1826. Plough Monday.
The first Monday after Twelfth day.*[1]
CHRONOLOGY.
On the 9th of January, 1752, William Stroud was tried before the bench of justices at Westminster-hall, for personating various characters and names, and defrauding numbers of people, in order to support his extravagance. It appeared by the evidence, that he had cheated a taylor of a suit of velvet clothes, trimmed with gold; a jeweller of upwards of 100l in rings and watches, which he pawned[;] a coachmaker of a chaise; a carver and cabinet-maker of household goods; a hosier, hatter, and shoemaker; and, in short, some of almost every other business, to the amount of a large sum. He sometimes appeared like gentleman attended with livery servants; sometimes as a nobleman's steward; and, in the summer time, he travelled the west of England, in the character of Doctor Rock; and, at the same time, wrote to London for goods, in the names of the Rev. Laroche, and the Rev. Thomas Strickland. The evidence was full against him; notwithstanding which, he made a long speech in his own defence. He was sentenced to six months' hard labour in Bridewell, and, within that time, to be six times publicly whipped.
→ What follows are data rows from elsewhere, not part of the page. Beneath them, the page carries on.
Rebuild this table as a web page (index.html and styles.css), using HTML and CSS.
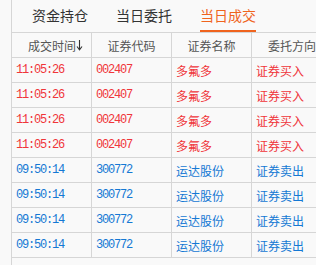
FILE: index.html
```html
<!DOCTYPE html>
<html>
<head>
<meta charset="utf-8">
<link rel="stylesheet" href="styles.css">
</head>
<body>
<div class="panel">
  <div class="tabs">
    <div class="tab">资金持仓</div>
    <div class="tab">当日委托</div>
    <div class="tab active">当日成交</div>
  </div>
  <div class="grid">
    <div class="row head">
      <div class="cell first">成交时间<svg class="arrow" width="7" height="12" viewBox="0 0 7 12"><path d="M3.5 1V10.5M1 7.5L3.5 10.8L6 7.5" fill="none" stroke="#333" stroke-width="1.1"/></svg></div>
      <div class="cell">证券代码</div>
      <div class="cell">证券名称</div>
      <div class="cell last">委托方向</div>
    </div>
    <div class="row buy"><div class="cell num">11:05:26</div><div class="cell num">002407</div><div class="cell">多氟多</div><div class="cell last">证券买入</div></div>
    <div class="row buy"><div class="cell num">11:05:26</div><div class="cell num">002407</div><div class="cell">多氟多</div><div class="cell last">证券买入</div></div>
    <div class="row buy"><div class="cell num">11:05:26</div><div class="cell num">002407</div><div class="cell">多氟多</div><div class="cell last">证券买入</div></div>
    <div class="row buy"><div class="cell num">11:05:26</div><div class="cell num">002407</div><div class="cell">多氟多</div><div class="cell last">证券买入</div></div>
    <div class="row sell"><div class="cell num">09:50:14</div><div class="cell num">300772</div><div class="cell">运达股份</div><div class="cell last">证券卖出</div></div>
    <div class="row sell"><div class="cell num">09:50:14</div><div class="cell num">300772</div><div class="cell">运达股份</div><div class="cell last">证券卖出</div></div>
    <div class="row sell"><div class="cell num">09:50:14</div><div class="cell num">300772</div><div class="cell">运达股份</div><div class="cell last">证券卖出</div></div>
    <div class="row sell"><div class="cell num">09:50:14</div><div class="cell num">300772</div><div class="cell">运达股份</div><div class="cell last">证券卖出</div></div>
  </div>
</div>
</body>
</html>
```
FILE: styles.css
```css
html, body {
  margin: 0;
  padding: 0;
  background: #f9f9f9;
  overflow: hidden;
  width: 316px;
  height: 265px;
}
body {
  font-family: "Noto Sans CJK SC", "Liberation Sans", sans-serif;
  font-size: 12px;
}
.panel {
  margin-left: 11px;
  border-left: 1px solid #d6d6d6;
  height: 265px;
  box-sizing: border-box;
  overflow: hidden;
}
.tabs {
  display: flex;
  height: 32px;
  padding-left: 20px;
  gap: 28px;
  box-sizing: border-box;
}
.tab {
  font-size: 14px;
  line-height: 30px;
  height: 30px;
  color: #333;
  border-bottom: 2px solid transparent;
}
.tab.active {
  color: #f0641e;
  border-bottom-color: #f0641e;
}
.grid {
  display: flex;
  flex-direction: column;
}
.row {
  display: grid;
  grid-template-columns: 80px 80px 80px 1fr;
  height: 25px;
  box-sizing: border-box;
  border-bottom: 1px solid #d6d6d6;
}
.row.head {
  height: 26px;
  border-top: 1px solid #d6d6d6;
  color: #555;
}
.cell {
  display: flex;
  align-items: center;
  padding-left: 4px;
  border-right: 1px solid #d6d6d6;
  white-space: nowrap;
  overflow: hidden;
}
.cell.last {
  border-right: none;
}
.head .cell {
  justify-content: center;
  padding-left: 0;
}
.head .cell.first {
  justify-content: flex-end;
  padding-right: 8px;
}
.head .cell.last {
  justify-content: flex-start;
  padding-left: 16px;
}
.num {
  font-family: "Liberation Mono", monospace;
  letter-spacing: -1.2px;
}
.buy { color: #f0353a; }
.sell { color: #1478d4; }
```
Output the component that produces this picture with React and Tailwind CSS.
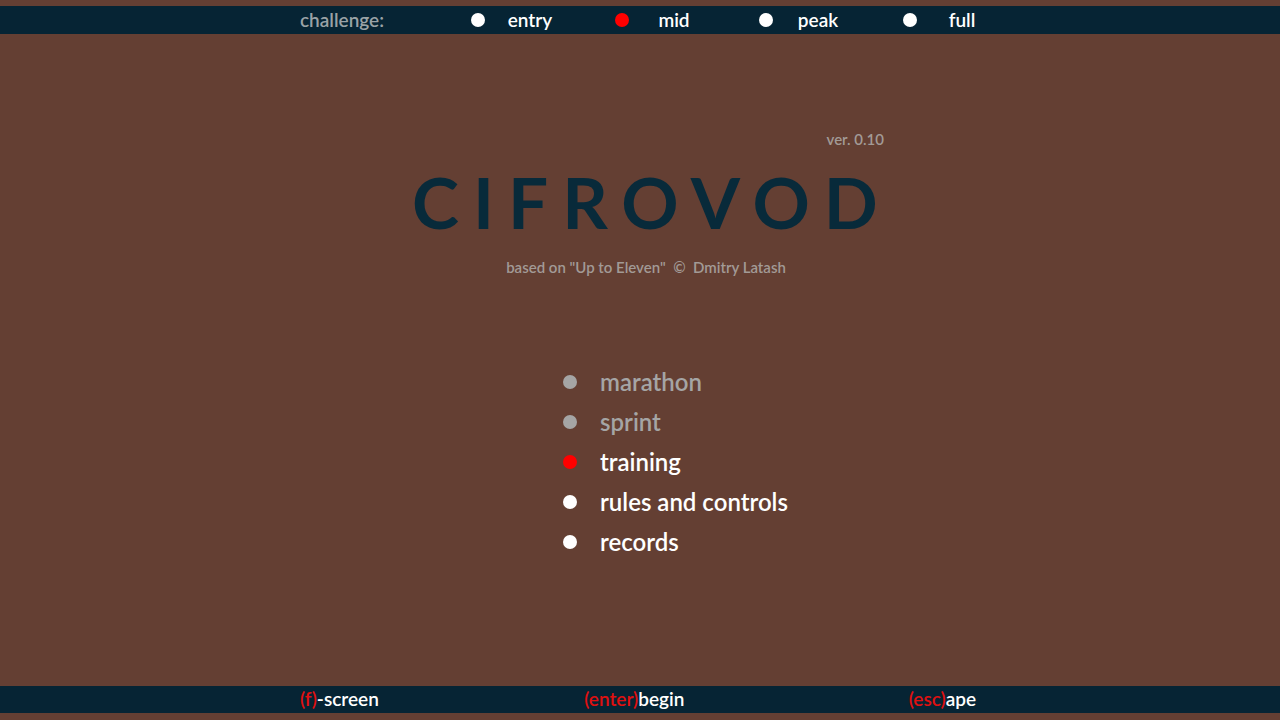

Such offences are familiar to tradesmen of the present times, through many perpetrators of the like stamp; but all of them are not of the same audacity as Stroud, who in the month following his conviction, wrote and published his life, wherein he gives a very extraordinary account of his adventures, but passes slightly over, or palliates his blackest crimes. He was bred a haberdasher of small wares in Fleet-street, married his mistress's sister before his apprenticeship determined, set up in the Poultry, became a bankrupt, in three months got his certificate signed, and again set up in Holborn, where he lived but a little while before he was thrown into the King's Bench for debt, and there got acquainted with one Playstowe, who gradually led him into scenes of fraud, which he afterwards imitated. Playstowe being a handsome man, usually passed for a gentleman, and Stroud for his steward; at last the former, after many adventures, married a girl with 4000l., flew to France, and left Stroud in the lurch, who then retired to Yorkshire, and lived some time with his aunt, pretending his wife was dead, and he was just on the brink of marrying advantageously, when his real character was traced. He then went to Ireland, passed for a man of fashion, hired an equipage, made the most of that country, and escaped to London. His next grand expedition was to the west of England, where he still personated the man of fortune, got acquainted with a young lady, and pursued her to London, where justice overtook him; and, instead of wedlock, bound him in the fetters of Bridewell.
On the 24th of June, 1752, Stroud received "his last and severest whipping, from the White Bear to St. James's church Piccadilly."*[2]
NATURALISTS' CALENDAR.
Mean Temperature . . . 36 . 12.
Notes [all notes are Hone's unless otherwise indicated]:
1. See vol. i. p. 71. [return]
2. Gentleman's Magazine. [return]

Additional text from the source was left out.